16      Finally, the GAL asks that Janice’s appeal be declared frivolous and costs and attorney fees assessed for that reason.  Wis. Stat. Rule 809.25(3).  Although we have rejected Janice’s contention that the circuit court erroneously exercised its discretion, her appeal is not frivolous.  We deny the GAL’s motion.

            By the Court.—Order affirmed.

            This opinion will not be published.  See Wis. Stat. Rule 809.23(1)(b)5.


 

 



[1]  We deny the guardian ad litem’s (GAL’s) motion for summary dismissal of the appeal. 

[2]  The provision reads:  “Neither parent may enroll the children in ongoing activities that require participation by the child during time where the child would have placement with the other parent under the terms of this order.  The parties may deviate from this provision ONLY with the affirmatively expressed permission of the other parent.”

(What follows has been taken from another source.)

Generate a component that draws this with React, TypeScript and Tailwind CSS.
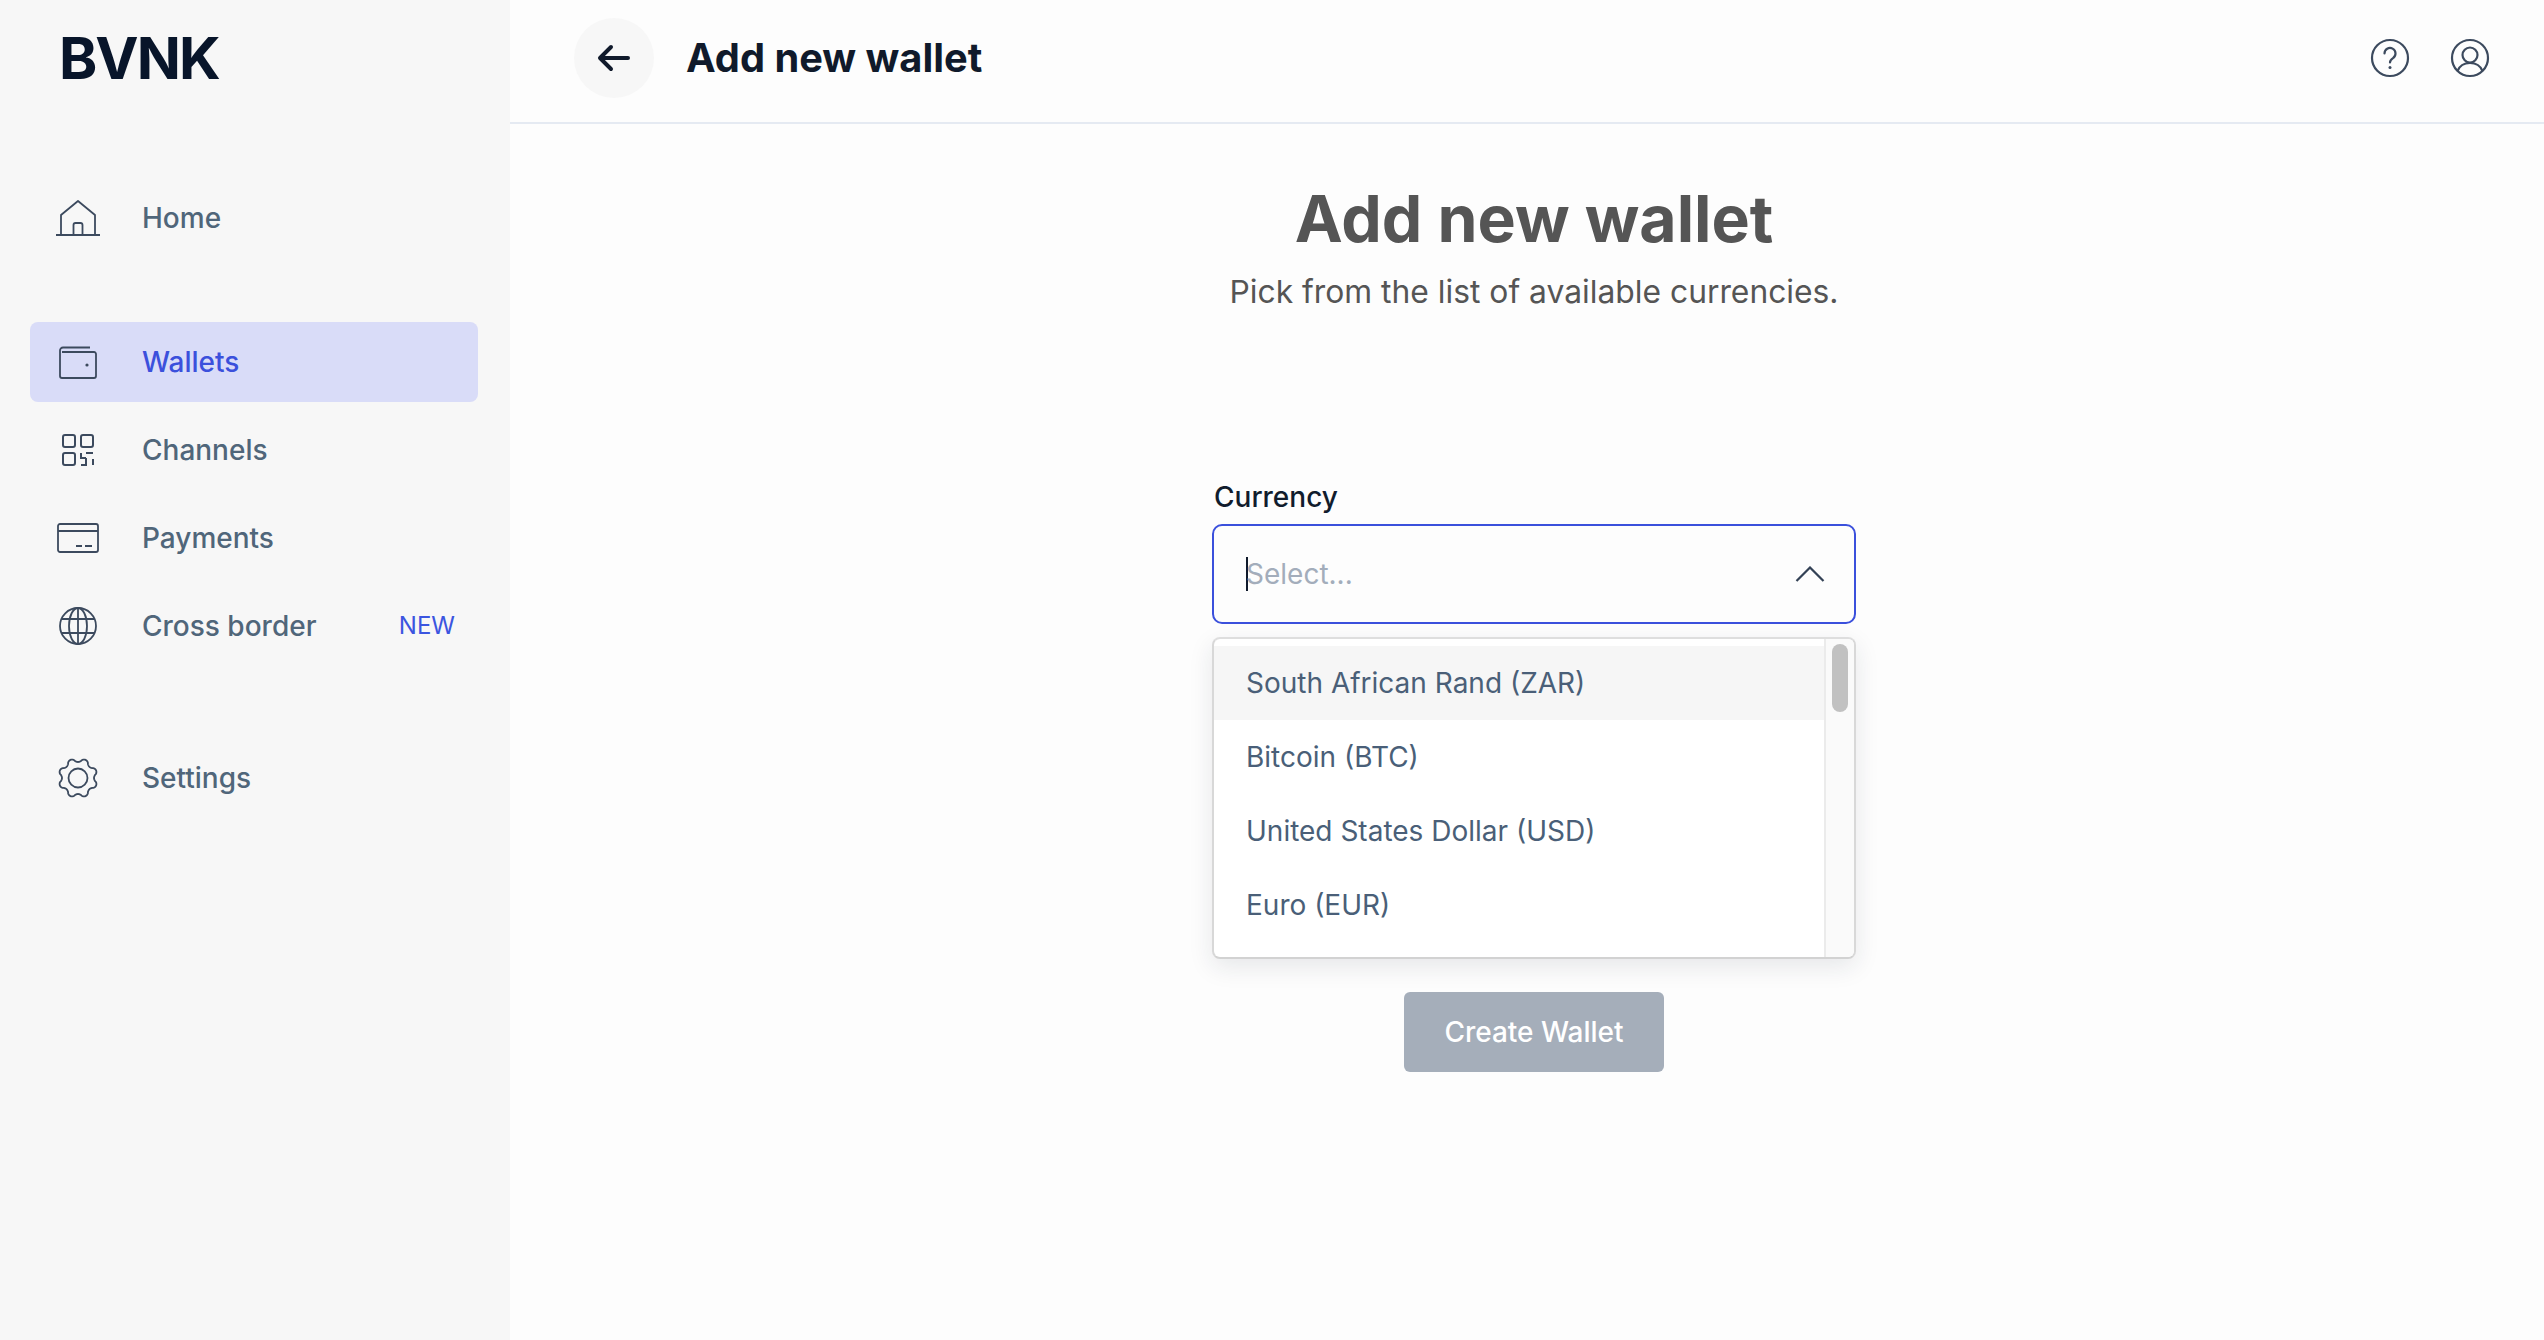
import React from "react";

function gearPath(cx: number, cy: number, base: number, amp: number, lobes: number) {
  const pts: string[] = [];
  const n = 240;
  for (let i = 0; i <= n; i++) {
    const t = (i / n) * Math.PI * 2;
    const w = Math.cos(lobes * t + Math.PI / 8 * lobes);
    const r = base + amp * Math.sign(w) * Math.pow(Math.abs(w), 0.7);
    pts.push(`${i === 0 ? "M" : "L"}${(cx + r * Math.sin(t)).toFixed(2)} ${(cy - r * Math.cos(t)).toFixed(2)}`);
  }
  return pts.join(" ") + "Z";
}

const HomeIcon = () => (
  <svg width="44" height="38" viewBox="0 0 44 38" fill="none" stroke="#3c4a5e" strokeWidth="1.800">
    <path d="M0 36H44" />
    <path d="M5 36V16L22 2L39 16V36" strokeLinejoin="round" />
    <path d="M17.500 36V26a2 2 0 0 1 2-2h5a2 2 0 0 1 2 2V36" />
  </svg>
);
const WalletIcon = () => (
  <svg width="38" height="33" viewBox="0 0 38 33" fill="none" stroke="#3c4a5e" strokeWidth="1.800">
    <path d="M31 1.500H4a3 3 0 0 0-3 3V30a2 2 0 0 0 2 2H35a2 2 0 0 0 2-2V8a2 2 0 0 0-2-2H3" />
    <circle cx="28" cy="19" r="1.600" fill="#3c4a5e" stroke="none" />
  </svg>
);
const QrIcon = () => (
  <svg width="32" height="32" viewBox="0 0 32 32" fill="none" stroke="#3c4a5e" strokeWidth="2">
    <rect x="1" y="1" width="12" height="12" rx="2" />
    <rect x="19" y="1" width="12" height="12" rx="2" />
    <rect x="1" y="19" width="12" height="12" rx="2" />
    <path d="M19 19V24H24M24 19H31M24 24V31H19M31 25V31M19 28H19.010" />
  </svg>
);
const CardIcon = () => (
  <svg width="42" height="30" viewBox="0 0 42 30" fill="none" stroke="#3c4a5e" strokeWidth="1.800">
    <rect x="1" y="1" width="40" height="28" rx="2" />
    <path d="M1 8H41M19 23H25M28 23H35" />
  </svg>
);
const GlobeIcon = () => (
  <svg width="40" height="40" viewBox="0 0 40 40" fill="none" stroke="#3c4a5e" strokeWidth="1.800">
    <circle cx="20" cy="20" r="18" />
    <ellipse cx="20" cy="20" rx="9" ry="18" />
    <path d="M4 13H36M4 27H36M20 2V38" />
  </svg>
);
const GearIcon = () => (
  <svg width="42" height="42" viewBox="0 0 42 42" fill="none" stroke="#3c4a5e" strokeWidth="1.800" strokeLinejoin="round">
    <path d={gearPath(21, 21, 17.8, 1.8, 8)} />
    <circle cx="21" cy="21" r="9.500" />
  </svg>
);

function NavItem({ icon, label, active, badge, className }: { icon: React.ReactNode; label: string; active?: boolean; badge?: string; className?: string }) {
  return (
    <div className={`flex h-[80px] items-center rounded-[8px] ${active ? "bg-[#d9dcf8]" : ""} ${className ?? ""}`}>
      <div className="flex w-[96px] shrink-0 items-center justify-center">{icon}</div>
      <span className={`ml-[16px] text-[28px] font-medium ${active ? "text-[#3b50dc]" : "text-[#50667a]"}`}>{label}</span>
      {badge && <span className="ml-auto mr-[23px] text-[24px] text-[#3b55e0]">{badge}</span>}
    </div>
  );
}

export default function App() {
  return (
    <div className="flex h-screen w-full overflow-hidden bg-[#fdfdfd] font-['Inter',sans-serif]">
      <aside className="flex w-[510px] shrink-0 flex-col bg-[#f7f7f7] pl-[30px] pr-[32px]">
        <div className="mt-[22px] h-[72px] pl-[29px] text-[58px] font-bold leading-[72px] tracking-[-2px] text-[#08152a]">BVNK</div>
        <NavItem className="mt-[84px]" icon={<HomeIcon />} label="Home" />
        <NavItem className="mt-[64px]" icon={<WalletIcon />} label="Wallets" active />
        <NavItem className="mt-[8px]" icon={<QrIcon />} label="Channels" />
        <NavItem className="mt-[8px]" icon={<CardIcon />} label="Payments" />
        <NavItem className="mt-[8px]" icon={<GlobeIcon />} label="Cross border" badge="NEW" />
        <NavItem className="mt-[72px]" icon={<GearIcon />} label="Settings" />
      </aside>
      <div className="flex min-w-0 flex-1 flex-col">
        <header className="flex h-[124px] shrink-0 items-center border-b-2 border-[#e5eaf2] pb-[6px] pl-[64px] pr-[54px]">
          <div className="flex h-[80px] w-[80px] items-center justify-center rounded-full bg-[#f7f7f7]">
            <svg width="34" height="28" viewBox="0 0 34 28" fill="none" stroke="#101a2b" strokeWidth="4" strokeLinecap="round" strokeLinejoin="round">
              <path d="M31 14H3.500M14 3L3 14L14 25" />
            </svg>
          </div>
          <h1 className="ml-[32px] text-[39.8px] font-bold text-[#101a2b]">Add new wallet</h1>
          <div className="ml-auto flex items-center gap-[40px]">
            <svg width="40" height="40" viewBox="0 0 40 40" fill="none" stroke="#3c4a5e" strokeWidth="2.200" strokeLinecap="round">
              <circle cx="20" cy="20" r="18" />
              <path d="M14.500 15.500a5.500 5.500 0 1 1 8.500 4.600c-2 1.300-3 2.400-3 4.400" />
              <circle cx="20" cy="29.500" r="1.500" fill="#3c4a5e" stroke="none" />
            </svg>
            <svg width="40" height="40" viewBox="0 0 40 40" fill="none" stroke="#3c4a5e" strokeWidth="2.200">
              <circle cx="20" cy="20" r="18" />
              <circle cx="20" cy="17" r="7.500" />
              <path d="M7.500 33c2-5 7-8 12.500-8s10.500 3 12.500 8" />
            </svg>
          </div>
        </header>
        <main className="flex flex-1 flex-col items-center pl-[14px]">
          <h2 className="mt-[51px] text-[64.3px] font-bold leading-[88px] text-[#555555]">Add new wallet</h2>
          <p className="mt-[7px] text-[31.8px] leading-[44px] text-[#555555]">Pick from the list of available currencies.</p>
          <div className="relative mt-[165px] w-[644px]">
            <label className="block pl-[2px] text-[28px] font-medium leading-[36px] text-[#111c2d]">Currency</label>
            <div className="mt-[9px] flex h-[100px] items-center rounded-[10px] border-2 border-[#3b50dc] pl-[32px] pr-[29px]">
              <span className="h-[34px] w-[2px] bg-[#101a2b]" />
              <span className="-ml-[2px] text-[28px] text-[#a3adbb]">Select...</span>
              <svg className="ml-auto" width="30" height="16" viewBox="0 0 30 16" fill="none" stroke="#334155" strokeWidth="2.200">
                <path d="M1.500 15L15 1.500L28.500 15" />
              </svg>
            </div>
            <div className="absolute left-0 right-0 top-[158px] flex h-[322px] overflow-hidden rounded-[8px] border-x-2 border-y-2 border-x-[#d8d8d8] border-t-[#dedede] border-b-[#d2d2d2] bg-white shadow-[0_8px_24px_rgba(30,40,60,0.10)]">
              <div className="flex-1 pt-[7px]">
                {["South African Rand (ZAR)", "Bitcoin (BTC)", "United States Dollar (USD)", "Euro (EUR)"].map((t, i) => (
                  <div key={t} className={`flex h-[74px] items-center pl-[32px] text-[28px] text-[#4a5f78] ${i === 0 ? "bg-[#f6f6f6]" : ""}`}>{t}</div>
                ))}
              </div>
              <div className="w-[30px] shrink-0 border-l-2 border-[#ebebeb] bg-[#fafafa] pl-[6px] pt-[5px]">
                <div className="h-[68px] w-[16px] rounded-full bg-[#c1c1c1]" />
              </div>
            </div>
          </div>
          <button className="mt-[368px] h-[80px] w-[260px] rounded-[6px] bg-[#a5aeba] text-[28px] font-medium text-white">Create Wallet</button>
        </main>
      </div>
    </div>
  );
}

[3]  All references to the Wisconsin Statutes are to the 2001-02 version unless otherwise noted. 

[4]  Janice complains that the GAL did not convey the children’s wishes.  The court is not confined to hearing the children’s wishes only from the GAL.  The social worker and psychologist were appropriate persons to convey the children’s wishes.  See Wis. Stat. § 767.24(5)(b).

[5]  Janice faults Jody with commencing the modification proceeding.  When Jody was living in Colorado he had physical placement for six weeks of summer vacation and alternating holidays.  The placement order also granted him periods of placement at “other reasonable times upon reasonable notice.”  When Jody moved back to Wisconsin, he requested additional periods of placement.  Janice refused and Jody moved for modification.  Janice’s unwillingness to work with Jody towards an agreement prompted court action.  We further note that two police reports reflect that Janice continued to refuse additional periods of placement even after a court commissioner authorized additional placement.